Two issues come up when this practice is played out. First, there is the problem of one’s declaration being factually inaccurate, which in the above case concerning life occurred. There are indeed theories in place as to how the basic building blocks of life arose through impersonal and chemically more basic natural phenomena. While none to my knowledge are as of yet firmly established, they do take into account a great deal of known information and are plausible suppositions. Even if none such existed there would still not be room for an infusion of the rationally incomprehensible. There is a constant influx of information gleaned from testing and analysis, the amount of which requires an educational specialization for even the smallest of academic pursuits to come close to holding it all. History is replete with examples of theorizing by the ignorant resulting in embarrassment when further information is gathered. The world is flat, most assuredly, that is until it was proven otherwise. The error here not only is a disservice to the pursuit of real understanding of human experience but undermines the qualities that spiritual philosophy can provide.
Two, as just noted, it does a disservice to spiritual understanding and practice. The disservice of which I speak is of having the spiritual enterprise be more than it is, an interpretation of factual experience but not the experience itself. In other words, spiritual understanding should remain within the realm of contemplating the subjective and often transcendental feel of an experience, providing a descriptive narrative that can be shared, but not one that is supplying any further truth than a declaration of one’s personal mental status. As an example for clarification, Daniel Siegel describes mind as a descriptive term for the process of energy and information flow within and between people. It is a descriptive term only , not a thing in itself. Discussing mind as if it is an actual thing is missing the point of the term’s usage and moves contemplation away from what actually is known. So with the spiritual enterprise, it serves as an interpretive or descriptive system containing a way of talking about an experience that while does not point to anything in itself beyond the subjective feel of a situation, still has purpose as a means of providing the foundation for inter-personal communication about that subjective feel. At no time does however should it be used to fill in gaps that are more properly under the purview of rational/scientific analysis and testing.

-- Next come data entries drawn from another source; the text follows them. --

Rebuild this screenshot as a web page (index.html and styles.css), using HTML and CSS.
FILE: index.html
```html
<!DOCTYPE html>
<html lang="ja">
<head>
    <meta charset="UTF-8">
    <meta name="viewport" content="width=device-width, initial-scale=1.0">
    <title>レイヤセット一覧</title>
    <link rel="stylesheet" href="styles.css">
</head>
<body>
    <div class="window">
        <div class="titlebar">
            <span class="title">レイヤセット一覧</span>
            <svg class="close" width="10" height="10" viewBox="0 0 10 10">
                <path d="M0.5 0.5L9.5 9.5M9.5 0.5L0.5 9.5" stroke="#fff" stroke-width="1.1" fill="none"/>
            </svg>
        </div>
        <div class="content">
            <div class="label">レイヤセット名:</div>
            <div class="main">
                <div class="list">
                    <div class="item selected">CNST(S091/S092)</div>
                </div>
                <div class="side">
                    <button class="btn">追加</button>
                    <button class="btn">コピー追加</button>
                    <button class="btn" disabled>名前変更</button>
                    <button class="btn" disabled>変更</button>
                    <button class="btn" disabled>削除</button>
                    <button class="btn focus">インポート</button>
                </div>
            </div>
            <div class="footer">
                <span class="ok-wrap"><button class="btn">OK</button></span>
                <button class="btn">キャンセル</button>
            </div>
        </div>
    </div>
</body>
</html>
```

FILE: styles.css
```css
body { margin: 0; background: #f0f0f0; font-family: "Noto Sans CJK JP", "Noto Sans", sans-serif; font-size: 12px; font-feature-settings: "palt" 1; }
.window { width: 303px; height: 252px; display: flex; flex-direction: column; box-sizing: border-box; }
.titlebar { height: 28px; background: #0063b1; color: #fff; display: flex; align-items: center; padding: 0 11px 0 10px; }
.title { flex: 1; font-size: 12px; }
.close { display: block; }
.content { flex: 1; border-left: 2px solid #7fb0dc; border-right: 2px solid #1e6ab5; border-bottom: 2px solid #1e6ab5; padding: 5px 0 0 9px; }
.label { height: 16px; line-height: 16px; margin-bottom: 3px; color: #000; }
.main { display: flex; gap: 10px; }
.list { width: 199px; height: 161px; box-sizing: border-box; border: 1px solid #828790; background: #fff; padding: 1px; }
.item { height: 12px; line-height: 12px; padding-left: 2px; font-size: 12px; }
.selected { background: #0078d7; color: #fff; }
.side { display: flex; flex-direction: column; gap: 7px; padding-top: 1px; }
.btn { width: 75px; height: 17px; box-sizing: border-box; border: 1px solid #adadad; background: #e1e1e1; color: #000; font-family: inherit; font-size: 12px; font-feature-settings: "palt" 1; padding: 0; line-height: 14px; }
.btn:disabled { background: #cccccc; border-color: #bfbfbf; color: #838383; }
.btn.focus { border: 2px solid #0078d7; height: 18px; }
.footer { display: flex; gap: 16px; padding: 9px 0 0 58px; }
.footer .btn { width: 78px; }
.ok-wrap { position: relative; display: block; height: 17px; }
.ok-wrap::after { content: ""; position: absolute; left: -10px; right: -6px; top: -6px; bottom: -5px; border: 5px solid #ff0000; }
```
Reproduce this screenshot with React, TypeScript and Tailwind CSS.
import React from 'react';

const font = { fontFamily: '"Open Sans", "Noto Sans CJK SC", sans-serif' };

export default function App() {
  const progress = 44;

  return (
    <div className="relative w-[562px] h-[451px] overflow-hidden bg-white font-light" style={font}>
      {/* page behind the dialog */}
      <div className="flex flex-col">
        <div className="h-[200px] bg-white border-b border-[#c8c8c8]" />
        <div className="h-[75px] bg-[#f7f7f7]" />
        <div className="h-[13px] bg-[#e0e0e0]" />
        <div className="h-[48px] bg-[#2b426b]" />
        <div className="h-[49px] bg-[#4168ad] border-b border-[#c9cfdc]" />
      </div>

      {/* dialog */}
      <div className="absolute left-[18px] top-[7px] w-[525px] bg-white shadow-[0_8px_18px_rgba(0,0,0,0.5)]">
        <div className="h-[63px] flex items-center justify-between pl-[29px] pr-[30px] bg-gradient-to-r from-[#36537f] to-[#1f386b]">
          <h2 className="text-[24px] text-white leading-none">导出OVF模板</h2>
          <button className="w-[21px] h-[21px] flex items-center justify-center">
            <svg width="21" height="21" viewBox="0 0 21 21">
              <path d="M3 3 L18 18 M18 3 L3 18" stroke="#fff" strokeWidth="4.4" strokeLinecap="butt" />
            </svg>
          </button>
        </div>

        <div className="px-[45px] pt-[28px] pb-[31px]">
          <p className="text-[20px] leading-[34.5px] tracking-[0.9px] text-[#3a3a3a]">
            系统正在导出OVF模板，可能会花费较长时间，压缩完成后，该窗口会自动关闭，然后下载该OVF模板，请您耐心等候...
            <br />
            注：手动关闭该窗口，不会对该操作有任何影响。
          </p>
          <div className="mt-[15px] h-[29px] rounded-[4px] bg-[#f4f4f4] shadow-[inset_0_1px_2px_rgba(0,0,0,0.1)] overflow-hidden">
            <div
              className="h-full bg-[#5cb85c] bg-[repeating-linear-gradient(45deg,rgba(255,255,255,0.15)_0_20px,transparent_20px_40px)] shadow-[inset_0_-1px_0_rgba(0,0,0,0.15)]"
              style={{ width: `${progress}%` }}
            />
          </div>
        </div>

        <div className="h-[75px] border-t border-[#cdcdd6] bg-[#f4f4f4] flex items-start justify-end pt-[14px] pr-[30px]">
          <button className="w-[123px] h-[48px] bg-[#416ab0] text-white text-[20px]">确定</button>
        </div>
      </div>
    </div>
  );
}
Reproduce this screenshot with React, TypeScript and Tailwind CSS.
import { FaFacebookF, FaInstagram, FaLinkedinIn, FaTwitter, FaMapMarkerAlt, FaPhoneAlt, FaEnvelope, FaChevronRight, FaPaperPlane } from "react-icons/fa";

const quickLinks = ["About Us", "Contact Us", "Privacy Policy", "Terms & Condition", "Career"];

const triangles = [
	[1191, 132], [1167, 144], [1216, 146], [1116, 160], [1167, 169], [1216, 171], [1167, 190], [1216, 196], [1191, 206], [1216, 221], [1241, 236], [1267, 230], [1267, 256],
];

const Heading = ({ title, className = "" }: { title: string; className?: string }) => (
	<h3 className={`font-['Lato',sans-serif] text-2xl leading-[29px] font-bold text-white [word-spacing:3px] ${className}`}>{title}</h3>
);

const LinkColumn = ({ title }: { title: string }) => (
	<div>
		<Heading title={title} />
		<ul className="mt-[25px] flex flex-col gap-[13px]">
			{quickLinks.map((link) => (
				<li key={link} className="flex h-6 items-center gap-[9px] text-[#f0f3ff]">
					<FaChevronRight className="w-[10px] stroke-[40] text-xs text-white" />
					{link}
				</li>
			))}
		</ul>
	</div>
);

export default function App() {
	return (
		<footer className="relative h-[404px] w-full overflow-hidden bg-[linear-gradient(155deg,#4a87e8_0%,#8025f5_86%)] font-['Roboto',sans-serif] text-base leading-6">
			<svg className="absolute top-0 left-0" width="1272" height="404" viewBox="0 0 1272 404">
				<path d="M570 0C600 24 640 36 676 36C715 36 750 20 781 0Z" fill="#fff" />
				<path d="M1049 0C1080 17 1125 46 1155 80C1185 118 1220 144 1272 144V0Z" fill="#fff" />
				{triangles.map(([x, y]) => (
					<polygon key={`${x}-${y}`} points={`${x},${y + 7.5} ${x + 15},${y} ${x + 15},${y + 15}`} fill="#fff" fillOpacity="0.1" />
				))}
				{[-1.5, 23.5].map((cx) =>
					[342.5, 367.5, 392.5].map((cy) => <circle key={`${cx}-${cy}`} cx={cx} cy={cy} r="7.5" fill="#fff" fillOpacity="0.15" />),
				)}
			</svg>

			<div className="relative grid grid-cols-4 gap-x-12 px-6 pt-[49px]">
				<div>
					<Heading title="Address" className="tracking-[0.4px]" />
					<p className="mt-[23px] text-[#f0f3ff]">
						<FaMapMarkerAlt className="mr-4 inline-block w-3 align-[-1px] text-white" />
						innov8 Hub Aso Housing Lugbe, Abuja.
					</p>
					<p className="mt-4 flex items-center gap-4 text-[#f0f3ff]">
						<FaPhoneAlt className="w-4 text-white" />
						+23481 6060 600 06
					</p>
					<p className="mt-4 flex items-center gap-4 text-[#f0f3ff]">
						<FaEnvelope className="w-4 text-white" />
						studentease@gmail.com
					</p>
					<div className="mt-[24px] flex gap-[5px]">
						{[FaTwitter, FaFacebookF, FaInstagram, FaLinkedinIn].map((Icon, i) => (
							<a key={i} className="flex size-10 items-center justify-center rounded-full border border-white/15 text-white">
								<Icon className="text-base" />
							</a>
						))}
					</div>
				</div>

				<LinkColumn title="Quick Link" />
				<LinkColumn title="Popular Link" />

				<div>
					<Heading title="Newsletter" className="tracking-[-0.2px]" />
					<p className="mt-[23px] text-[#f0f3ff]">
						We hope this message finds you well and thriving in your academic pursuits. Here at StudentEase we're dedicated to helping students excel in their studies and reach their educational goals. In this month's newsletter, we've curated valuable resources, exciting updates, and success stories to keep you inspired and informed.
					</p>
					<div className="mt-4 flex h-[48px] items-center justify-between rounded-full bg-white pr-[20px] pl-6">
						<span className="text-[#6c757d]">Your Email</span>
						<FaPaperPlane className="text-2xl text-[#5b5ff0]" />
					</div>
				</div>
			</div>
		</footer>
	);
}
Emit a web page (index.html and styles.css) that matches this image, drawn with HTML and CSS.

When faced with the splendor of a rising sun or the visceral energy of a storm, one can speak in transcendent even spiritual terms in an attempt to describe the feelings and internal experience being generated, but we do ourselves and our ability to progress as a species a great harm in then taking those musings and declaring them to describe what the sun or the storm actually is. For that we have science and the continued progress afforded us by that enterprise in no way necessitates a diminishing of the quality of the spiritual experience, rather adding to the mental toolbox to broaden and deepen our spiritual pondering.